→ Required task: List all lines of the data containing the word "this".

→ Records shown:
_ _ _ _ _
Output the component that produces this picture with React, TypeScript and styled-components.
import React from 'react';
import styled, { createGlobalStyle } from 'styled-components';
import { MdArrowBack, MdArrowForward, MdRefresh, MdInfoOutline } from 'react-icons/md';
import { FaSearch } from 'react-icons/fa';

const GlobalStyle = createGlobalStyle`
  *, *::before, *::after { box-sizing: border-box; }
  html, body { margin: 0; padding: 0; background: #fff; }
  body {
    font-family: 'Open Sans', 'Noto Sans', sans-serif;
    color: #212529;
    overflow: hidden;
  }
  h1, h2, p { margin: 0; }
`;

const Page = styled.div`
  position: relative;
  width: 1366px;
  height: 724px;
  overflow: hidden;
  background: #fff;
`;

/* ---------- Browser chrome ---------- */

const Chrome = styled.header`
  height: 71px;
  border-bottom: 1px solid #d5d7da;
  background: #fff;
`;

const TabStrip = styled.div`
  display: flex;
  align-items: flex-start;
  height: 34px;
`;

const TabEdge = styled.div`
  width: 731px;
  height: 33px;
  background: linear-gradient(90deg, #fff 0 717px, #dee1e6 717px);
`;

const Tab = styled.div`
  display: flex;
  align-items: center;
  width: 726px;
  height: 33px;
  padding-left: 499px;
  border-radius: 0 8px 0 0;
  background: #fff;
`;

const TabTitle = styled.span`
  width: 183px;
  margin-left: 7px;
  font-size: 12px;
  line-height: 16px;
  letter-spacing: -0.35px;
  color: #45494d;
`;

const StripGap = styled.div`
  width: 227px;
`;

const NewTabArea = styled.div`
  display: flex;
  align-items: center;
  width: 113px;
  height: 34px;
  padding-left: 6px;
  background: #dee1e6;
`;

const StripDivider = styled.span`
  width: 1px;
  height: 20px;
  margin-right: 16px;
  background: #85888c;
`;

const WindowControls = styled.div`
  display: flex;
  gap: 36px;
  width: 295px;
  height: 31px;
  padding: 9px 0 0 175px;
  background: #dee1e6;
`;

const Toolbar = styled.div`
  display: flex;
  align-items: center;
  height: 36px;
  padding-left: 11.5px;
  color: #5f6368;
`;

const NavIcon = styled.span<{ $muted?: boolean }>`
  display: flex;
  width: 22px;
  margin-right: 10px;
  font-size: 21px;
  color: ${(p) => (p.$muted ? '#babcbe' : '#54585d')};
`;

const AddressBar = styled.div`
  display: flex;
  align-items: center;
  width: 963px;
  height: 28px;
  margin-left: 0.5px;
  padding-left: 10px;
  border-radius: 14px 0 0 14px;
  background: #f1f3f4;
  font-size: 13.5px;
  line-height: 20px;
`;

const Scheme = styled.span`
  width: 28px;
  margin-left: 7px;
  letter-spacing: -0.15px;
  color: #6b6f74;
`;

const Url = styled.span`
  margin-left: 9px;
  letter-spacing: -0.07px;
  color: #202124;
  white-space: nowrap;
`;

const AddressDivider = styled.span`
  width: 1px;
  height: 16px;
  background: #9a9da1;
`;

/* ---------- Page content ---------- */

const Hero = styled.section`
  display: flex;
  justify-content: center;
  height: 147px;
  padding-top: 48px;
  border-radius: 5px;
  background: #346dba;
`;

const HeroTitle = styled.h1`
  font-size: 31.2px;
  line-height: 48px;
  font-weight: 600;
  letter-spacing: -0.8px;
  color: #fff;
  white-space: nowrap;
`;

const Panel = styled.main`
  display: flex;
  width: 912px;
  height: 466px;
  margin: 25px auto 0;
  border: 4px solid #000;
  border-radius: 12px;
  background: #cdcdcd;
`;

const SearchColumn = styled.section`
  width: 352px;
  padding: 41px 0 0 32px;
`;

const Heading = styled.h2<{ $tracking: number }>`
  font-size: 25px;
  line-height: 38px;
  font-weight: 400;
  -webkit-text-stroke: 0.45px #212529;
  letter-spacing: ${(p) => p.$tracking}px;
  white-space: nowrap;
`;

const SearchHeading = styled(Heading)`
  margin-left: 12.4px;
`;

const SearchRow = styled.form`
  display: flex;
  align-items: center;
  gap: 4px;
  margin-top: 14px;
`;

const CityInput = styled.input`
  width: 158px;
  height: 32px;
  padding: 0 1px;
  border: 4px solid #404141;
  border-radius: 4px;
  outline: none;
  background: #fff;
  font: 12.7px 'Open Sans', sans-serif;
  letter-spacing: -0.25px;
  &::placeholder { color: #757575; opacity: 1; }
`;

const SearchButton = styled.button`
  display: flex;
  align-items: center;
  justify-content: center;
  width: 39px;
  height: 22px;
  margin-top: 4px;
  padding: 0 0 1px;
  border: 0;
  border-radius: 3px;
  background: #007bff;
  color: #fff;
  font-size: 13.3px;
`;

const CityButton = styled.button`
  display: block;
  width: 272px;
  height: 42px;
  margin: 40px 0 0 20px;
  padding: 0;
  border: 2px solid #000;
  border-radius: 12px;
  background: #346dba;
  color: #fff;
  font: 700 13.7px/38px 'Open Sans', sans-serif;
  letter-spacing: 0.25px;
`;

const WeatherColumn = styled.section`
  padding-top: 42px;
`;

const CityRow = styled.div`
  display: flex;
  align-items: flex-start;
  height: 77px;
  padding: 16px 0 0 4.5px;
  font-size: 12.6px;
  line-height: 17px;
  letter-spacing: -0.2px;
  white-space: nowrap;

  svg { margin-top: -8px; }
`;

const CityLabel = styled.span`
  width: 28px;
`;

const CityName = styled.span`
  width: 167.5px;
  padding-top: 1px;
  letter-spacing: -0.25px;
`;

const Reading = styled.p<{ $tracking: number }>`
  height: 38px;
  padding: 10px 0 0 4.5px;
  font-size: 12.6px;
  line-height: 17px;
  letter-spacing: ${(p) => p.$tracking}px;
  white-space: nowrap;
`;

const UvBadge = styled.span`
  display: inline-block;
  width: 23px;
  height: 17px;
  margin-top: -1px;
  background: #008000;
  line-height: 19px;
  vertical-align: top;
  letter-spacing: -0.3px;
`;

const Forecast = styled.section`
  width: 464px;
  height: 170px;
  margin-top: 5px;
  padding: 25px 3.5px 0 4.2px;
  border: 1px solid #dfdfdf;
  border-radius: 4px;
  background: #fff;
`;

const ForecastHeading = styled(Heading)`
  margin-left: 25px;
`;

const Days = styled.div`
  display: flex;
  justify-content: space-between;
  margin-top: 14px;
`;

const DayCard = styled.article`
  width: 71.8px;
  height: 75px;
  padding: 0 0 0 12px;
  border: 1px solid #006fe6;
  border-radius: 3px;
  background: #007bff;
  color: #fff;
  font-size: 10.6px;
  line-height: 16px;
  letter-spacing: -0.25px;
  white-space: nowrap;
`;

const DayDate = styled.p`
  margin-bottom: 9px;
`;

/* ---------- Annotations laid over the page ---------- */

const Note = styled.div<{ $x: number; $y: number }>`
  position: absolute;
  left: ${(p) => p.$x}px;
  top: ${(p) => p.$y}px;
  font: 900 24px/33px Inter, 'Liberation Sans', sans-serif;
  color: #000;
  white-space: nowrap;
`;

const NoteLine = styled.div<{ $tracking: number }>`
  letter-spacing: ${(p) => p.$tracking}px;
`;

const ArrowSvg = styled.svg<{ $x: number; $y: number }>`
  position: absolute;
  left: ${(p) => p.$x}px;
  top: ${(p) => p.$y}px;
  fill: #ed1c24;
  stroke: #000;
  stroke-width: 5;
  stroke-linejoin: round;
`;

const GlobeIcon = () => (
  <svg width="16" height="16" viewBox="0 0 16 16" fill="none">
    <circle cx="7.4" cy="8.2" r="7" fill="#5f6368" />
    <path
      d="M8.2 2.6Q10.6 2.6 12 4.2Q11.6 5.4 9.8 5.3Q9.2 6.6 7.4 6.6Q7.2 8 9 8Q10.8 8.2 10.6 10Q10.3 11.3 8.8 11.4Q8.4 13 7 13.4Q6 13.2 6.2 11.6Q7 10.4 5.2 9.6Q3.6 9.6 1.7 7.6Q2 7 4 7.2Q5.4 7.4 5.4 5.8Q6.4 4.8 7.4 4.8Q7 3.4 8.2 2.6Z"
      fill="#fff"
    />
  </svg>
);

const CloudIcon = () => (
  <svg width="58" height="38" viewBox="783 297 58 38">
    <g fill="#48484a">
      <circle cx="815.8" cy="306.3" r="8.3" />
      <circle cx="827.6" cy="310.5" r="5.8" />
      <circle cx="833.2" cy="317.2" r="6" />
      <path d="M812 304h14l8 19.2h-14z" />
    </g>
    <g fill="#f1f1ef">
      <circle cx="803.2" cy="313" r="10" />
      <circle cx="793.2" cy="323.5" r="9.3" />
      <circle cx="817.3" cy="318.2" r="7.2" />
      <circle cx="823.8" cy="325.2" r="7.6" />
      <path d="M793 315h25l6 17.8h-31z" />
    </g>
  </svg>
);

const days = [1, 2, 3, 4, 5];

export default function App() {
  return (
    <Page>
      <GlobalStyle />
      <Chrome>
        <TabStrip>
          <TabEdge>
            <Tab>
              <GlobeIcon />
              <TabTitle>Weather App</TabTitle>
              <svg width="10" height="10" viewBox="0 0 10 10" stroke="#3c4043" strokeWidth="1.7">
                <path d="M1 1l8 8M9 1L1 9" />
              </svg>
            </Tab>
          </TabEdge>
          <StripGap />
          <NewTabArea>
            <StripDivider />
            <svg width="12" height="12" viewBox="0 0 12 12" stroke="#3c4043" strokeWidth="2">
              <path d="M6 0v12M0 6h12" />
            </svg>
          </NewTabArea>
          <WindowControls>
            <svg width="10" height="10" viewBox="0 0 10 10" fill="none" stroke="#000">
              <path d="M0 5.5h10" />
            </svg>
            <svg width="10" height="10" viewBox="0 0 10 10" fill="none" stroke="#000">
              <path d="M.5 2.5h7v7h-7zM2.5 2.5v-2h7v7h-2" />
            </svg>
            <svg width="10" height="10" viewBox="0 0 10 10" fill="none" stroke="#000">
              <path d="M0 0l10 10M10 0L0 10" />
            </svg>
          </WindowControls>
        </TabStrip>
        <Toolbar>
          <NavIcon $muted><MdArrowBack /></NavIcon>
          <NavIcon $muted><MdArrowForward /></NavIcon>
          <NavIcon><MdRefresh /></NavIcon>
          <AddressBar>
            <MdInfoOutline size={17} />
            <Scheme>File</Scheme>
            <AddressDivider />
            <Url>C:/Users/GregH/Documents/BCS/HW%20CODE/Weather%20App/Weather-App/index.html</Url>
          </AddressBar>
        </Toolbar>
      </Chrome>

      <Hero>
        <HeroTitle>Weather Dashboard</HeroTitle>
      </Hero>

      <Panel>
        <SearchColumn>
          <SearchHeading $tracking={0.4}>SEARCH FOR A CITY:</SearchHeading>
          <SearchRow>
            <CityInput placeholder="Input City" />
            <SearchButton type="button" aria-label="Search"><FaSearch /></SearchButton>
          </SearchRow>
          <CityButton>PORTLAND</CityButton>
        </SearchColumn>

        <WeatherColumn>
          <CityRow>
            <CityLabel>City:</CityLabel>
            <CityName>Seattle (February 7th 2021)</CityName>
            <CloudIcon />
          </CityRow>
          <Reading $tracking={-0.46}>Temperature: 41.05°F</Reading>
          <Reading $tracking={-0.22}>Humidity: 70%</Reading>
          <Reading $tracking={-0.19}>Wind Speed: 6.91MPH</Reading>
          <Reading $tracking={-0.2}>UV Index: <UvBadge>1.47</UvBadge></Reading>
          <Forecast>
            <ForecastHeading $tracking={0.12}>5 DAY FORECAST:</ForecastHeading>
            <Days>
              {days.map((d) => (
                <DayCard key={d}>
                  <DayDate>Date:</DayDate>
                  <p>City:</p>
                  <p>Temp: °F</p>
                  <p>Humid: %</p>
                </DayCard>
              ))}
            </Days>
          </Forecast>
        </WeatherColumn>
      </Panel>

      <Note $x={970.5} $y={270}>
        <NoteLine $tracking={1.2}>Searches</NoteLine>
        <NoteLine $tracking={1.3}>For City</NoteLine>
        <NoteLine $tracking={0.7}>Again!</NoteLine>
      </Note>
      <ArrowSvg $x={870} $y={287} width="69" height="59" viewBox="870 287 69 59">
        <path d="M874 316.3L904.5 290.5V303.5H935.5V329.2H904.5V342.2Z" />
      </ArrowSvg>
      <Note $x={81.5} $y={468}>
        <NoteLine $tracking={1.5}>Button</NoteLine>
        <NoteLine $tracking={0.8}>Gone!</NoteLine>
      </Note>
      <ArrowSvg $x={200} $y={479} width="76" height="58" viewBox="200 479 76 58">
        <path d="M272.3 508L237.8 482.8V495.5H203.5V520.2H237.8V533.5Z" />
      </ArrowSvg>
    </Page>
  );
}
_ _ _ _ _
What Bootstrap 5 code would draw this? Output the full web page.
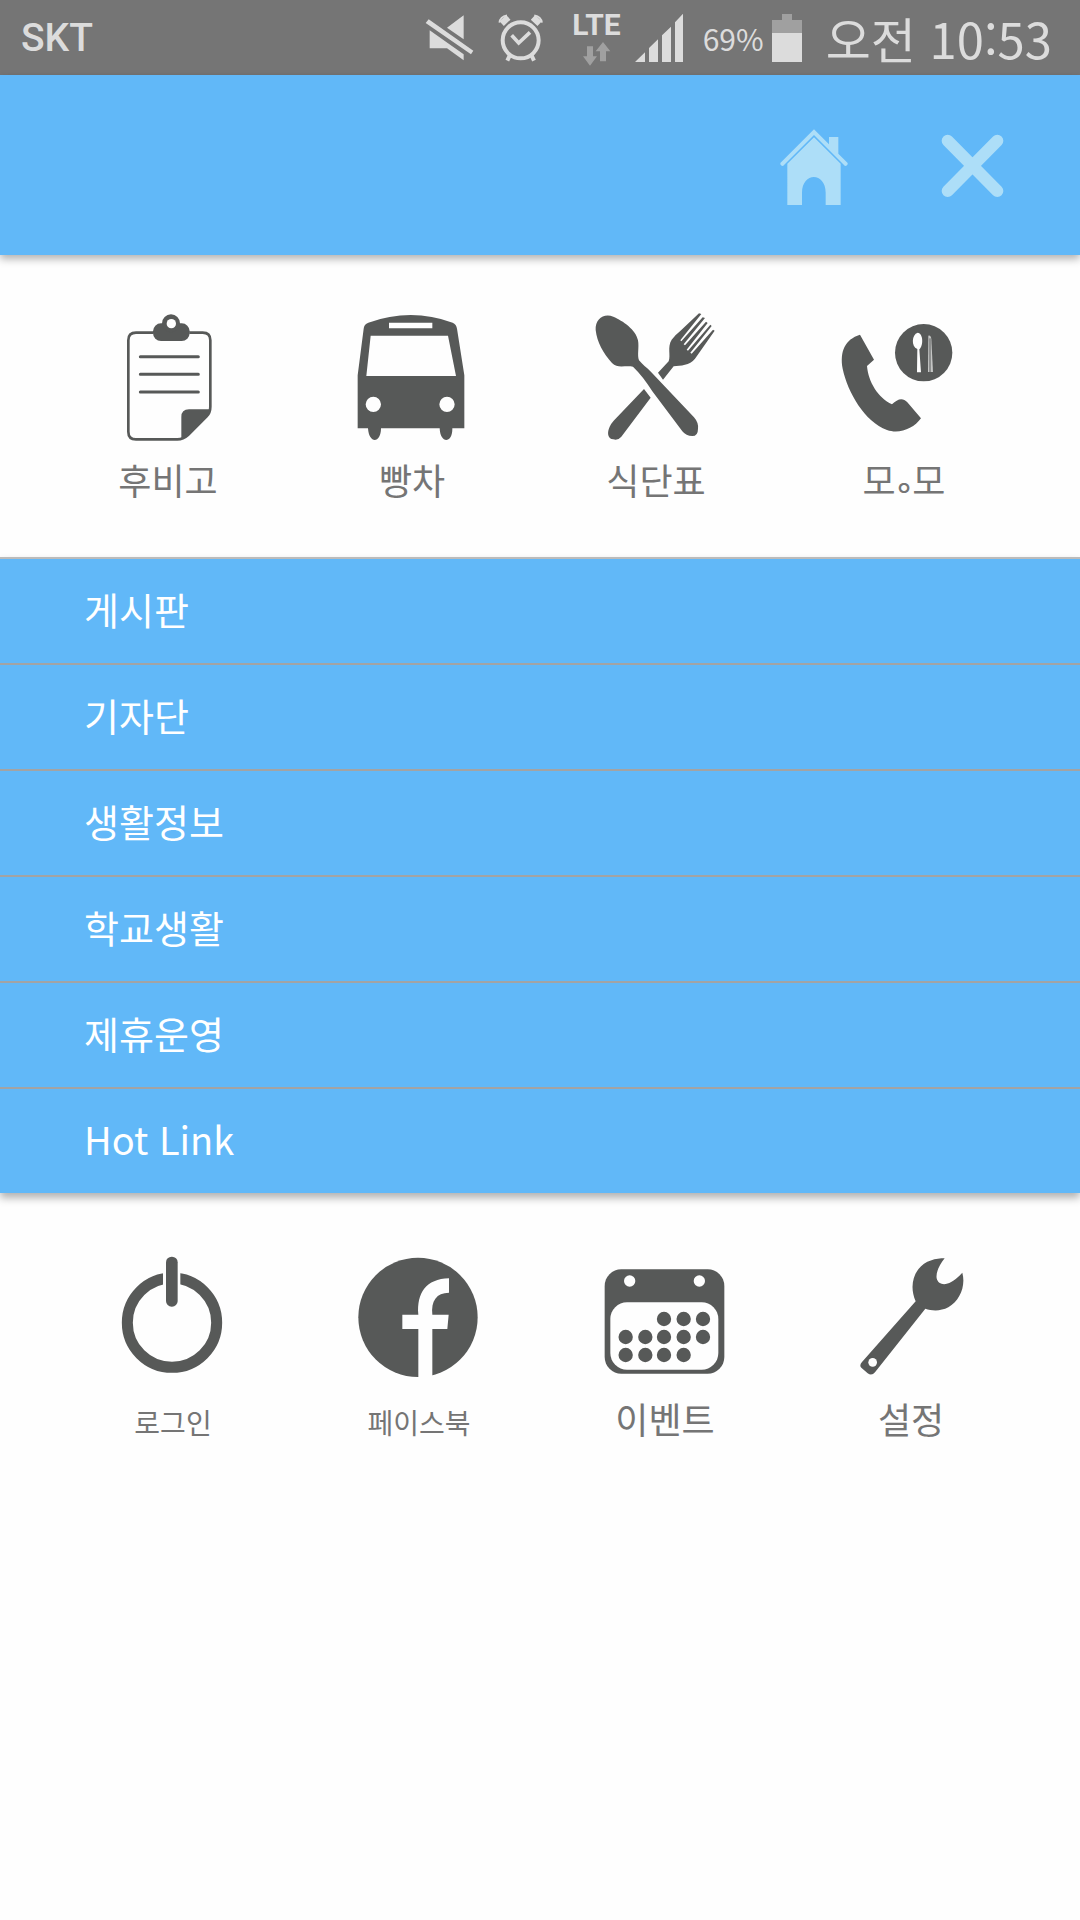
_ _ _ _ _
→ Final result:
Output the component that produces this picture with React, TypeScript and styled-components.
What Bootstrap 5 code would draw this? Output the full web page.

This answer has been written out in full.